___ MATERIAL SUPPLIED ___

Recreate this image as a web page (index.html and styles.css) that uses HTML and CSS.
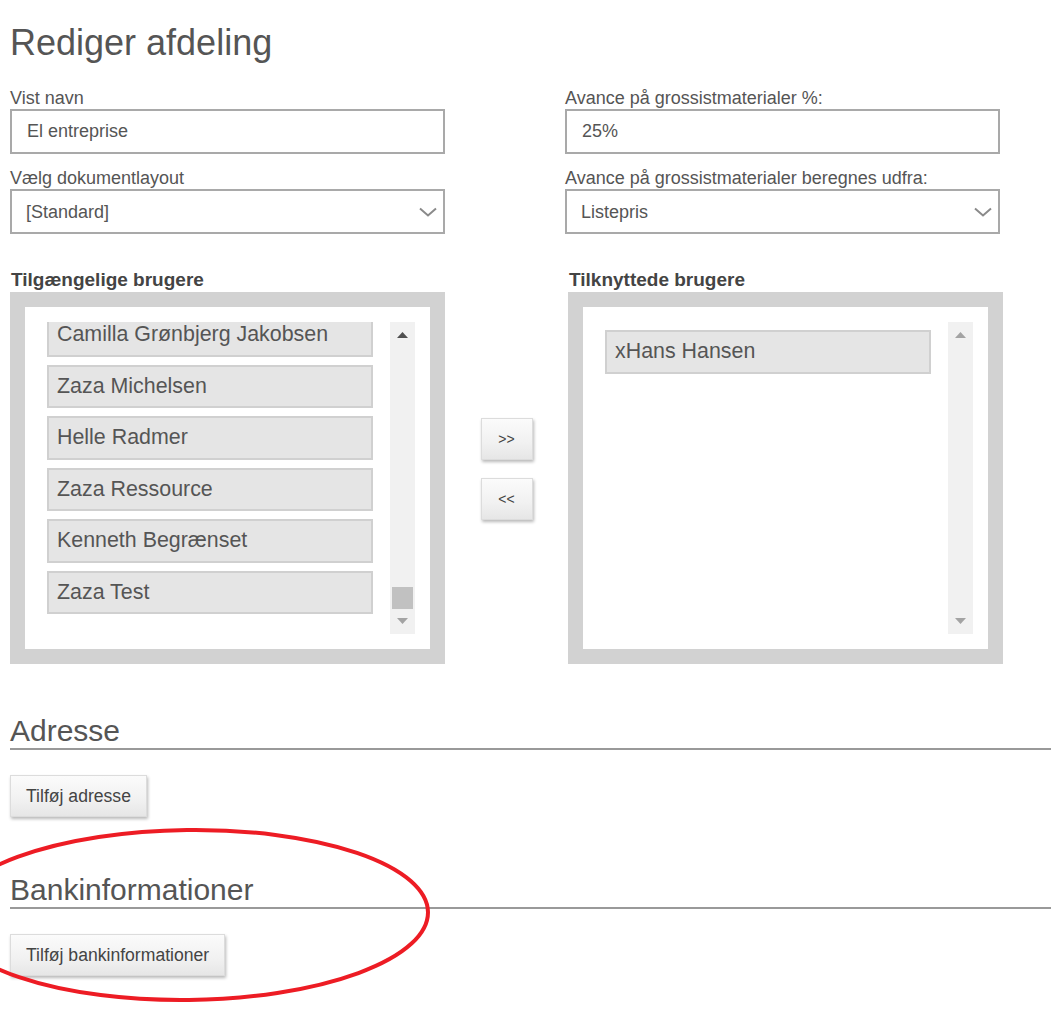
FILE: index.html
```html
<!DOCTYPE html>
<html lang="da">
<head>
<meta charset="utf-8">
<title>Rediger afdeling</title>
<link rel="stylesheet" href="styles.css">
</head>
<body>
<div class="page">
  <h1 class="title">Rediger afdeling</h1>

  <div class="form-grid">
    <div class="col">
      <div class="field">
        <label class="label">Vist navn</label>
        <input class="control" type="text" value="El entreprise">
      </div>
      <div class="field">
        <label class="label">Vælg dokumentlayout</label>
        <div class="select-wrap">
          <select class="control select"><option>[Standard]</option></select>
          <svg class="chevron" width="18" height="10" viewBox="0 0 18 10"><path d="M1 1.5 L9 8.5 L17 1.5" fill="none" stroke="#8a8a8a" stroke-width="2"/></svg>
        </div>
      </div>
    </div>
    <div class="col">
      <div class="field">
        <label class="label">Avance på grossistmaterialer %:</label>
        <input class="control" type="text" value="25%">
      </div>
      <div class="field">
        <label class="label">Avance på grossistmaterialer beregnes udfra:</label>
        <div class="select-wrap">
          <select class="control select"><option>Listepris</option></select>
          <svg class="chevron" width="18" height="10" viewBox="0 0 18 10"><path d="M1 1.5 L9 8.5 L17 1.5" fill="none" stroke="#8a8a8a" stroke-width="2"/></svg>
        </div>
      </div>
    </div>
  </div>

  <div class="users">
    <div class="user-col">
      <div class="list-title">Tilgængelige brugere</div>
      <div class="listbox">
        <div class="list-viewport">
          <div class="list-items scrolled">
            <div class="item">Camilla Grønbjerg Jakobsen</div>
            <div class="item">Zaza Michelsen</div>
            <div class="item">Helle Radmer</div>
            <div class="item">Zaza Ressource</div>
            <div class="item">Kenneth Begrænset</div>
            <div class="item">Zaza Test</div>
          </div>
        </div>
        <div class="scrollbar">
          <svg class="arrow" width="11" height="6" viewBox="0 0 11 6"><path d="M0 6 L5.5 0 L11 6 Z" fill="#505050"/></svg>
          <div class="spacer"></div>
          <div class="thumb"></div>
          <svg class="arrow" width="11" height="6" viewBox="0 0 11 6"><path d="M0 0 L11 0 L5.5 6 Z" fill="#a3a3a3"/></svg>
        </div>
      </div>
    </div>

    <div class="mover">
      <button class="btn mv">&gt;&gt;</button>
      <button class="btn mv">&lt;&lt;</button>
    </div>

    <div class="user-col">
      <div class="list-title">Tilknyttede brugere</div>
      <div class="listbox">
        <div class="list-viewport">
          <div class="list-items">
            <div class="item">xHans Hansen</div>
          </div>
        </div>
        <div class="scrollbar">
          <svg class="arrow" width="11" height="6" viewBox="0 0 11 6"><path d="M0 6 L5.5 0 L11 6 Z" fill="#a3a3a3"/></svg>
          <div class="spacer"></div>
          <svg class="arrow" width="11" height="6" viewBox="0 0 11 6"><path d="M0 0 L11 0 L5.5 6 Z" fill="#a3a3a3"/></svg>
        </div>
      </div>
    </div>
  </div>

  <section class="section">
    <h2 class="section-title">Adresse</h2>
    <button class="btn action">Tilføj adresse</button>
  </section>

  <section class="section">
    <h2 class="section-title">Bankinformationer</h2>
    <button class="btn action">Tilføj bankinformationer</button>
  </section>
</div>

<svg class="annotation" width="1051" height="1012" viewBox="0 0 1051 1012">
  <ellipse cx="188" cy="915" rx="240" ry="85" fill="none" stroke="#ed1c24" stroke-width="4" transform="rotate(-0.7 188 915)"/>
</svg>
</body>
</html>
```

FILE: styles.css
```css
html, body {
  margin: 0;
  background: #ffffff;
}

body {
  font-family: "Liberation Sans", Arial, sans-serif;
  color: #555555;
  position: relative;
  min-height: 1012px;
  overflow: hidden;
}

.page {
  padding: 22px 0 0 10px;
}

.title {
  margin: 0;
  font-size: 36px;
  line-height: 42px;
  font-weight: normal;
  color: #555555;
}

.form-grid {
  display: grid;
  grid-template-columns: 435px 435px;
  column-gap: 120px;
  margin-top: 23px;
}

.col {
  display: flex;
  flex-direction: column;
  gap: 13px;
}

.label {
  display: block;
  font-size: 18px;
  line-height: 22px;
  color: #555555;
}

.control {
  display: block;
  box-sizing: border-box;
  width: 435px;
  height: 45px;
  margin: 0;
  border: 2px solid #a9a9a9;
  border-radius: 0;
  padding: 0 15px;
  background: #ffffff;
  font-family: "Liberation Sans", Arial, sans-serif;
  font-size: 18px;
  color: #555555;
  outline: none;
}

.select {
  -webkit-appearance: none;
  appearance: none;
  padding-left: 14px;
}

.select-wrap {
  position: relative;
  width: 435px;
}

.chevron {
  position: absolute;
  right: 8px;
  top: 18px;
  pointer-events: none;
}

.users {
  display: grid;
  grid-template-columns: 435px 123px 435px;
  margin-top: 35px;
}

.list-title {
  font-size: 19px;
  line-height: 22px;
  font-weight: bold;
  color: #444444;
  padding-left: 1px;
  margin-bottom: 1px;
}

.listbox {
  box-sizing: border-box;
  height: 372px;
  border: 15px solid #d2d2d2;
  background: #ffffff;
  padding: 15px;
  display: flex;
}

.list-viewport {
  flex: 1;
  overflow: hidden;
}

.list-items.scrolled {
  margin-top: -17px;
}

.item {
  box-sizing: border-box;
  width: 326px;
  height: 43.5px;
  margin: 8px 0 0 7px;
  border: 2px solid #d0d0d0;
  background: #e5e5e5;
  padding-left: 8px;
  font-size: 21.4px;
  line-height: 39.5px;
  color: #555555;
  white-space: nowrap;
  overflow: hidden;
}

.scrollbar {
  width: 25px;
  background: #f1f1f1;
  display: flex;
  flex-direction: column;
  align-items: center;
  padding: 10px 0;
  box-sizing: border-box;
}

.arrow {
  display: block;
  flex: none;
}

.spacer {
  flex: 1;
}

.thumb {
  width: 21px;
  height: 22px;
  background: #c1c1c1;
  margin-bottom: 9px;
}

.mover {
  display: flex;
  flex-direction: column;
  align-items: center;
  gap: 18px;
  padding-top: 149px;
}

.btn {
  box-sizing: border-box;
  margin: 0;
  border: 1px solid #dcdcdc;
  border-radius: 0;
  background: linear-gradient(to bottom, #fbfbfb 0%, #f1f1f1 60%, #e6e6e6 100%);
  box-shadow: 1px 2px 3px rgba(0, 0, 0, 0.28);
  font-family: "Liberation Sans", Arial, sans-serif;
  color: #444444;
  cursor: pointer;
}

.mv {
  width: 52px;
  height: 42px;
  font-size: 14px;
  padding: 0;
}

.section {
  margin-top: 52px;
}

.section + .section {
  margin-top: 58px;
}

.section-title {
  margin: 0;
  font-size: 30px;
  line-height: 30px;
  font-weight: normal;
  color: #555555;
  padding-bottom: 2px;
  border-bottom: 2px solid #999999;
}

.action {
  display: block;
  margin-top: 25px;
  height: 42px;
  padding: 0 15px;
  font-size: 17.6px;
  line-height: 40px;
}

.annotation {
  position: absolute;
  left: 0;
  top: 0;
  pointer-events: none;
}
```
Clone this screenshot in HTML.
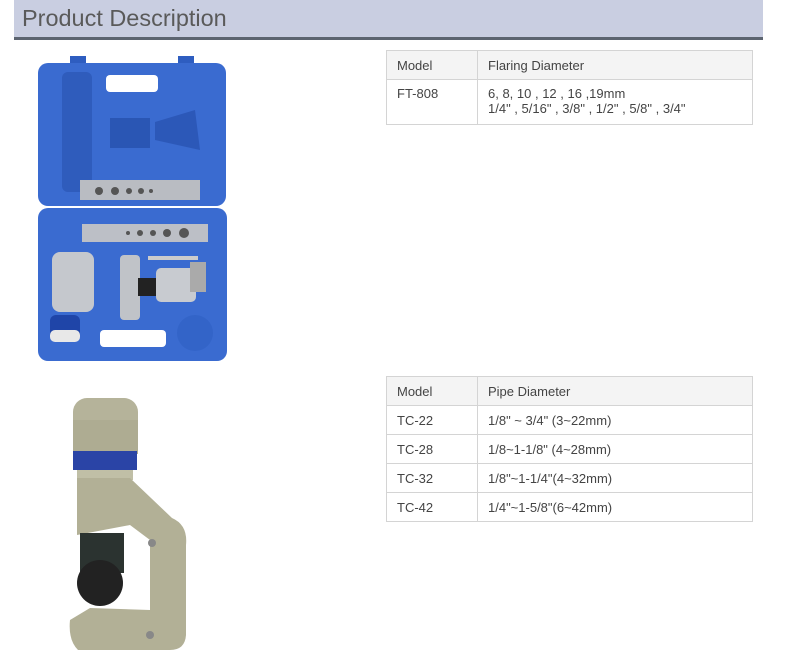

___

THE EXERCISE |
Reproduce the entries above without change, omitting all pictures.

FULL ANSWER |
Recreate this image as a web page (index.html and styles.css) that uses HTML and CSS.
FILE: index.html
```html
<!DOCTYPE html>
<html lang="da">
<head>
<meta charset="utf-8">
<title>Rediger afdeling</title>
<link rel="stylesheet" href="styles.css">
</head>
<body>
<div class="page">
  <h1 class="title">Rediger afdeling</h1>

  <div class="form-grid">
    <div class="col">
      <div class="field">
        <label class="label">Vist navn</label>
        <input class="control" type="text" value="El entreprise">
      </div>
      <div class="field">
        <label class="label">Vælg dokumentlayout</label>
        <div class="select-wrap">
          <select class="control select"><option>[Standard]</option></select>
          <svg class="chevron" width="18" height="10" viewBox="0 0 18 10"><path d="M1 1.5 L9 8.5 L17 1.5" fill="none" stroke="#8a8a8a" stroke-width="2"/></svg>
        </div>
      </div>
    </div>
    <div class="col">
      <div class="field">
        <label class="label">Avance på grossistmaterialer %:</label>
        <input class="control" type="text" value="25%">
      </div>
      <div class="field">
        <label class="label">Avance på grossistmaterialer beregnes udfra:</label>
        <div class="select-wrap">
          <select class="control select"><option>Listepris</option></select>
          <svg class="chevron" width="18" height="10" viewBox="0 0 18 10"><path d="M1 1.5 L9 8.5 L17 1.5" fill="none" stroke="#8a8a8a" stroke-width="2"/></svg>
        </div>
      </div>
    </div>
  </div>

  <div class="users">
    <div class="user-col">
      <div class="list-title">Tilgængelige brugere</div>
      <div class="listbox">
        <div class="list-viewport">
          <div class="list-items scrolled">
            <div class="item">Camilla Grønbjerg Jakobsen</div>
            <div class="item">Zaza Michelsen</div>
            <div class="item">Helle Radmer</div>
            <div class="item">Zaza Ressource</div>
            <div class="item">Kenneth Begrænset</div>
            <div class="item">Zaza Test</div>
          </div>
        </div>
        <div class="scrollbar">
          <svg class="arrow" width="11" height="6" viewBox="0 0 11 6"><path d="M0 6 L5.5 0 L11 6 Z" fill="#505050"/></svg>
          <div class="spacer"></div>
          <div class="thumb"></div>
          <svg class="arrow" width="11" height="6" viewBox="0 0 11 6"><path d="M0 0 L11 0 L5.5 6 Z" fill="#a3a3a3"/></svg>
        </div>
      </div>
    </div>

    <div class="mover">
      <button class="btn mv">&gt;&gt;</button>
      <button class="btn mv">&lt;&lt;</button>
    </div>

    <div class="user-col">
      <div class="list-title">Tilknyttede brugere</div>
      <div class="listbox">
        <div class="list-viewport">
          <div class="list-items">
            <div class="item">xHans Hansen</div>
          </div>
        </div>
        <div class="scrollbar">
          <svg class="arrow" width="11" height="6" viewBox="0 0 11 6"><path d="M0 6 L5.5 0 L11 6 Z" fill="#a3a3a3"/></svg>
          <div class="spacer"></div>
          <svg class="arrow" width="11" height="6" viewBox="0 0 11 6"><path d="M0 0 L11 0 L5.5 6 Z" fill="#a3a3a3"/></svg>
        </div>
      </div>
    </div>
  </div>

  <section class="section">
    <h2 class="section-title">Adresse</h2>
    <button class="btn action">Tilføj adresse</button>
  </section>

  <section class="section">
    <h2 class="section-title">Bankinformationer</h2>
    <button class="btn action">Tilføj bankinformationer</button>
  </section>
</div>

<svg class="annotation" width="1051" height="1012" viewBox="0 0 1051 1012">
  <ellipse cx="188" cy="915" rx="240" ry="85" fill="none" stroke="#ed1c24" stroke-width="4" transform="rotate(-0.7 188 915)"/>
</svg>
</body>
</html>
```

FILE: styles.css
```css
html, body {
  margin: 0;
  background: #ffffff;
}

body {
  font-family: "Liberation Sans", Arial, sans-serif;
  color: #555555;
  position: relative;
  min-height: 1012px;
  overflow: hidden;
}

.page {
  padding: 22px 0 0 10px;
}

.title {
  margin: 0;
  font-size: 36px;
  line-height: 42px;
  font-weight: normal;
  color: #555555;
}

.form-grid {
  display: grid;
  grid-template-columns: 435px 435px;
  column-gap: 120px;
  margin-top: 23px;
}

.col {
  display: flex;
  flex-direction: column;
  gap: 13px;
}

.label {
  display: block;
  font-size: 18px;
  line-height: 22px;
  color: #555555;
}

.control {
  display: block;
  box-sizing: border-box;
  width: 435px;
  height: 45px;
  margin: 0;
  border: 2px solid #a9a9a9;
  border-radius: 0;
  padding: 0 15px;
  background: #ffffff;
  font-family: "Liberation Sans", Arial, sans-serif;
  font-size: 18px;
  color: #555555;
  outline: none;
}

.select {
  -webkit-appearance: none;
  appearance: none;
  padding-left: 14px;
}

.select-wrap {
  position: relative;
  width: 435px;
}

.chevron {
  position: absolute;
  right: 8px;
  top: 18px;
  pointer-events: none;
}

.users {
  display: grid;
  grid-template-columns: 435px 123px 435px;
  margin-top: 35px;
}

.list-title {
  font-size: 19px;
  line-height: 22px;
  font-weight: bold;
  color: #444444;
  padding-left: 1px;
  margin-bottom: 1px;
}

.listbox {
  box-sizing: border-box;
  height: 372px;
  border: 15px solid #d2d2d2;
  background: #ffffff;
  padding: 15px;
  display: flex;
}

.list-viewport {
  flex: 1;
  overflow: hidden;
}

.list-items.scrolled {
  margin-top: -17px;
}

.item {
  box-sizing: border-box;
  width: 326px;
  height: 43.5px;
  margin: 8px 0 0 7px;
  border: 2px solid #d0d0d0;
  background: #e5e5e5;
  padding-left: 8px;
  font-size: 21.4px;
  line-height: 39.5px;
  color: #555555;
  white-space: nowrap;
  overflow: hidden;
}

.scrollbar {
  width: 25px;
  background: #f1f1f1;
  display: flex;
  flex-direction: column;
  align-items: center;
  padding: 10px 0;
  box-sizing: border-box;
}

.arrow {
  display: block;
  flex: none;
}

.spacer {
  flex: 1;
}

.thumb {
  width: 21px;
  height: 22px;
  background: #c1c1c1;
  margin-bottom: 9px;
}

.mover {
  display: flex;
  flex-direction: column;
  align-items: center;
  gap: 18px;
  padding-top: 149px;
}

.btn {
  box-sizing: border-box;
  margin: 0;
  border: 1px solid #dcdcdc;
  border-radius: 0;
  background: linear-gradient(to bottom, #fbfbfb 0%, #f1f1f1 60%, #e6e6e6 100%);
  box-shadow: 1px 2px 3px rgba(0, 0, 0, 0.28);
  font-family: "Liberation Sans", Arial, sans-serif;
  color: #444444;
  cursor: pointer;
}

.mv {
  width: 52px;
  height: 42px;
  font-size: 14px;
  padding: 0;
}

.section {
  margin-top: 52px;
}

.section + .section {
  margin-top: 58px;
}

.section-title {
  margin: 0;
  font-size: 30px;
  line-height: 30px;
  font-weight: normal;
  color: #555555;
  padding-bottom: 2px;
  border-bottom: 2px solid #999999;
}

.action {
  display: block;
  margin-top: 25px;
  height: 42px;
  padding: 0 15px;
  font-size: 17.6px;
  line-height: 40px;
}

.annotation {
  position: absolute;
  left: 0;
  top: 0;
  pointer-events: none;
}
```
Clone this screenshot in HTML.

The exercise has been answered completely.